Printing "Itanium 2" hides information since that is the
same string as we use for family 0x1f.  So this would make
it hard/impossible for a script reading /proc/cpuinfo to tell
whether the cpu was McKinley/Madison or Montecito.

> > Intel people may want to decide what it should be, according to
> > their marketing/branding plan ;)

It seems that the branding people focus most of their time and
energy on processor implementations, rather than on families of
processors.  So there isn't a clear answer from them on just what
they'd like 0x20 to be tranlated to.  One did suggest:

family   : Dual-core Intel(r) Itanium(r) 2 processor 9000 series

But that rather seriously overflows the "char family[32]" buffer into
which it would need to be copied, doesn't fit into the style of
earlier family names as used by Linux and might be outdated if
we are still using family 0x20 for processors with more than two
cores.

> I'm sure they're having trouble getting that patch through Intel legal ;-)
Marketing is a much tougher sell than legal :-)
 
> Maybe we could put in a patch temporarily that calls it "Montecito",
> then Intel can patch it to whatever the official marketing name is
> upon release?

"Montecito" would be a poor choice.  Next processor in the series is
"Montvale", and it will also have family 0x20.
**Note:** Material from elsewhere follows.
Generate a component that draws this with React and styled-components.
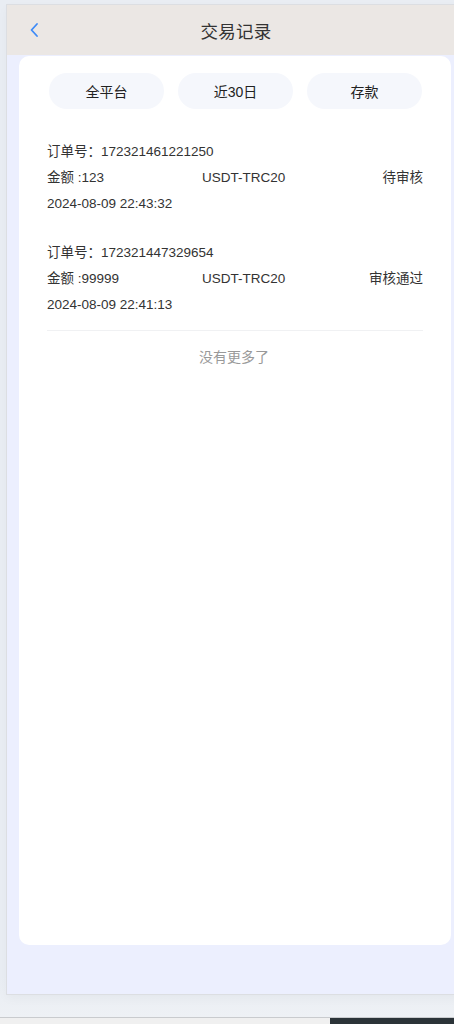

> IIRC the field once was "McKinley" for Itanium2 but later replaced with
> "Itanium 2".  So this sounds ok.  But probably as no real application
> depends on or relies on the field, I think we can display '32' as it
> is until the 'official' name is given.

32 is good ... it even makes us more like arch/i386/kernel/cpu/proc.c
which makes no attempt to interpret the number, just prints it in decimal.
As a bonus, no patch is needed, nor will any future changes be needed
as new family numbers are assigned!

The only remaining question is whether we should drop the translation
of 0x7 to "Itanium" and 0x1f to "Itanium 2", and just unconditionally
print the family as a decimal number.  This would make it all symetrical
(but sadly requires strong evidence that there are no applications that
depend on the old string values for the "family" field in /proc/cpuinfo).